The first session focused on digitisation projects and the scholarly use of such projects for research and teaching. The first presenter, Erich Kesse (SOAS Library, with Christine Wise) spoke on “Current digital projects at SOAS and future plans for Asian and African texts” and gave an overview of a variety of digitisation projects carried out by SOAS Library, which by now have made approximately 18,000 items available online. He highlighted certain aspects of technical requirements, cataloguing and standards, metadata and coding, funding, commercial partnerships and co-operation with SOAS exhibitions.

Lars Lamaan (SOAS) and Fresco Sam-Sin (Leiden University) presented a paper on “Manchu online study and research environment: from scrum to crowd sourcing” and explained the importance of Manchu sources for historical research and the significance of transliteration, translation and annotation tools in digital manuscript/text collections. Fresco Sam-Sin also demonstrated his digital research and learning platform Manc.hu that is used as a collaborative online classroom for university students.

Almut Hintze (SOAS) followed with a talk on “The multimedia Yasna”, a project that deals with a Zoroastrian ritual of the Parsi community in India in which the oral tradition of memorising texts plays a more important role than the written tradition. The aim of the project is to learn more about the oral texts used in this ritual by recording the performance, editing the recording, transcription and transliteration of texts, creation of metadata and finally provision of online and print editions.

Dmitry Bondarev (SOAS/University of Hamburg) gave an introduction to “Old Kanembu Islamic manuscripts: digital collection, archive, database?”, a project that aims to enable more and better linguistic research into Kanembu Islamic manuscripts found in West Africa, particularly the comparison of different versions of texts.

Jody Butterworth (British Library) presented an overview of the British Library’s “The Endangered Archives Programme: digitising vulnerable material around the world”. The priority of this project is to preserve material that is under threat due to natural disasters or political conflicts – not only manuscripts, but also newspapers, photographs, audio-visual material, family archives etc. – and to make it available online for research. The project has worked with over 290 partners in 80 countries.

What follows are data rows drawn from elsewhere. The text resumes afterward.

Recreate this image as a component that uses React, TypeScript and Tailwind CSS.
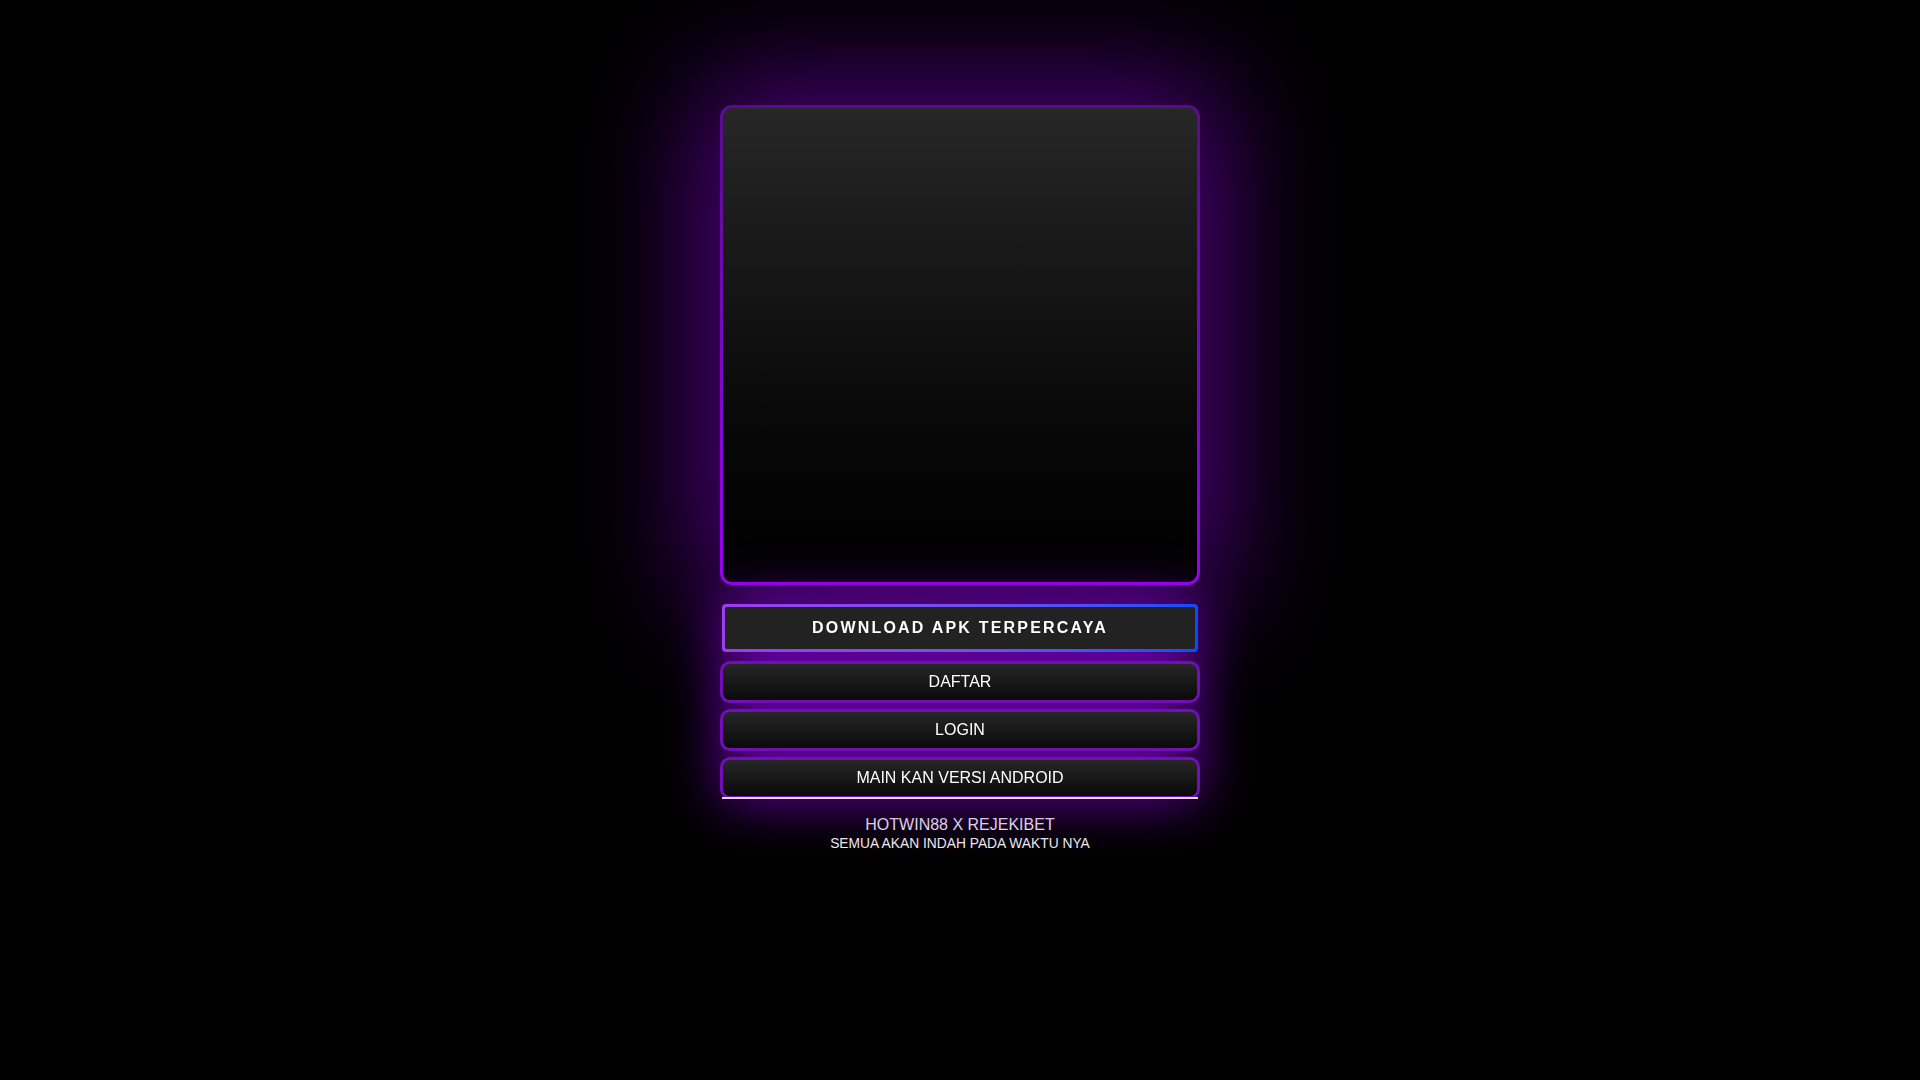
import React from "react"

const links = ["DAFTAR", "LOGIN", "MAIN KAN VERSI ANDROID"]

export default function App() {
  return (
    <div className="min-h-screen w-full bg-black flex flex-col items-center pt-[105px] font-['Liberation_Sans',Arial,sans-serif] text-white">
      <div className="w-[480px] flex flex-col">
        {/* banner box */}
        <div className="h-[480px] rounded-[12px] p-[3px] bg-gradient-to-b from-[#560c8c] to-[#9c00f2] shadow-[0_0_120px_25px_rgba(125,0,200,0.6)]">
          <div className="w-full h-full rounded-[9px] bg-gradient-to-b from-[#272727] to-[#010101]" />
        </div>

        {/* buttons, glow painted under them */}
        <div className="flex flex-col drop-shadow-[0_0_28px_rgba(125,0,200,0.85)]">
          <div className="mt-[19px] mx-[2px] h-[48px] p-[3px] rounded-[4px] bg-gradient-to-r from-[#9b3cf0] via-[#6f52ee] to-[#0a4bff]">
            <button className="w-full h-full rounded-[2px] bg-[#222222] text-[16px] font-bold tracking-[2.2px] text-white">
              DOWNLOAD APK TERPERCAYA
            </button>
          </div>

          <div className="mt-[9px] flex flex-col gap-[6px]">
            {links.map((l, i) => (
              <div key={l} className="flex flex-col">
                <button className="h-[42px] rounded-[10px] border-[3px] border-[#7010b4] bg-gradient-to-b from-[#272727] to-[#0a0a0a] text-[16px] text-white">
                  {l}
                </button>
                {i === links.length - 1 && <div className="-mt-[2px] mx-[2px] h-[2px] bg-[#e2dae8]" />}
              </div>
            ))}
          </div>
        </div>

        {/* footer */}
        <div className="mt-[18px] flex flex-col items-center leading-none">
          <div className="text-[16px] text-[#f2f2f2]">HOTWIN88 X REJEKIBET</div>
          <div className="mt-[4px] text-[13.8px] text-[#f2f2f2]">SEMUA AKAN INDAH PADA WAKTU NYA</div>
        </div>
      </div>
    </div>
  )
}
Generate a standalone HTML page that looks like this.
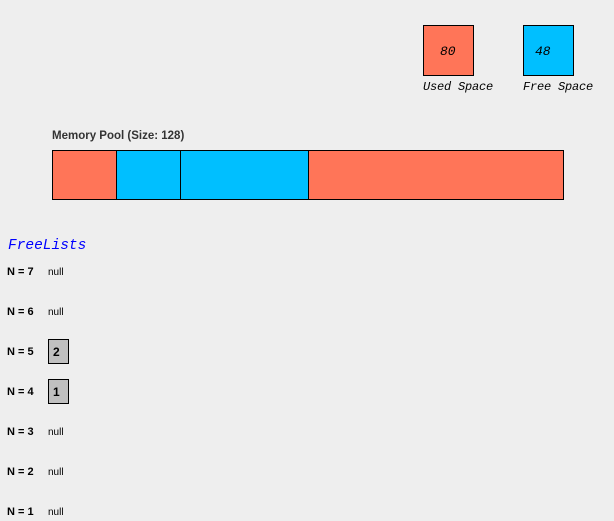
<!DOCTYPE html><html><head><style>
body{margin:0;width:614px;height:521px;background:#eeeeee;position:relative;overflow:hidden;font-family:"Liberation Sans",sans-serif}
.a{position:absolute}
.m{font-family:"Liberation Mono",monospace;font-style:italic;font-size:12px}
.b{border:1px solid #000;box-sizing:border-box}
.n{font-weight:bold;font-size:11px;left:7px}
.nl{font-size:10px;left:48px}
.bx{left:48px;width:21px;height:25px;background:#c0c0c0;font-weight:bold;font-size:12px;padding:5px 0 0 4px}
</style></head><body>
<div class="a b m" style="left:423px;top:25px;width:51px;height:51px;background:#ff7558;padding:18px 0 0 16px;font-size:13px">80</div>
<div class="a b m" style="left:523px;top:25px;width:51px;height:51px;background:#00bfff;padding:18px 0 0 11px;font-size:13px">48</div>
<div class="a m" style="left:423px;top:80px;font-size:12px;letter-spacing:-0.2px">Used Space</div>
<div class="a m" style="left:523px;top:80px;font-size:12px;letter-spacing:-0.2px">Free Space</div>
<div class="a" style="left:52px;top:130px;font-size:11.5px;font-weight:bold;color:#333">Memory Pool (Size: 128)</div>
<div class="a b" style="left:52px;top:150px;width:65px;height:50px;background:#ff7558"></div>
<div class="a b" style="left:116px;top:150px;width:65px;height:50px;background:#00bfff"></div>
<div class="a b" style="left:180px;top:150px;width:129px;height:50px;background:#00bfff"></div>
<div class="a b" style="left:308px;top:150px;width:256px;height:50px;background:#ff7558"></div>
<div class="a m" style="left:8px;top:238px;font-size:14.5px;color:#0000ff">FreeLists</div>
<div class="a n" style="top:266px">N = 7</div><div class="a nl" style="top:267px">null</div>
<div class="a n" style="top:306px">N = 6</div><div class="a nl" style="top:307px">null</div>
<div class="a n" style="top:346px">N = 5</div><div class="a b bx" style="top:339px">2</div>
<div class="a n" style="top:386px">N = 4</div><div class="a b bx" style="top:379px">1</div>
<div class="a n" style="top:426px">N = 3</div><div class="a nl" style="top:427px">null</div>
<div class="a n" style="top:466px">N = 2</div><div class="a nl" style="top:467px">null</div>
<div class="a n" style="top:506px">N = 1</div><div class="a nl" style="top:507px">null</div>
</body></html>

The second session emphasized concepts and methods of Digital Humanities for Asian and African Studies. The first speaker in this session, David Beavan (UCL) presented “A Beginners guide to Digital Humanities”, giving an overview of the general steps digitisation, transcription and analysis involved in digitisation projects for scholarly research. He gave advice on project planning, transcription softwares, as well as quantitative methods for analysis.

Nora McGregor (British Library) spoke about “Doing digital research at the British Library with Asian and African Collections” and her involvement in various initiatives of the library’s Digital Research Team which include Big Data creation, Crowdsourcing, PhD placements, Digital Scholarship, training programmes for library staff etc.

Finally, Chris Dillon (UCL) presented a paper on “Community sourcing and non-Latin scripts” in connection with his project Bridge to China, a free online grammar of Mandarin, that was created by community sourcing.

The workshop was a great opportunity to meet people working in various areas of Asian and African Studies who, at the same time, are also engaging with Digital Humanities. The presenters demonstrated how long-standing research traditions can be linked with newly emerging methods and technologies, new perspectives and research practices.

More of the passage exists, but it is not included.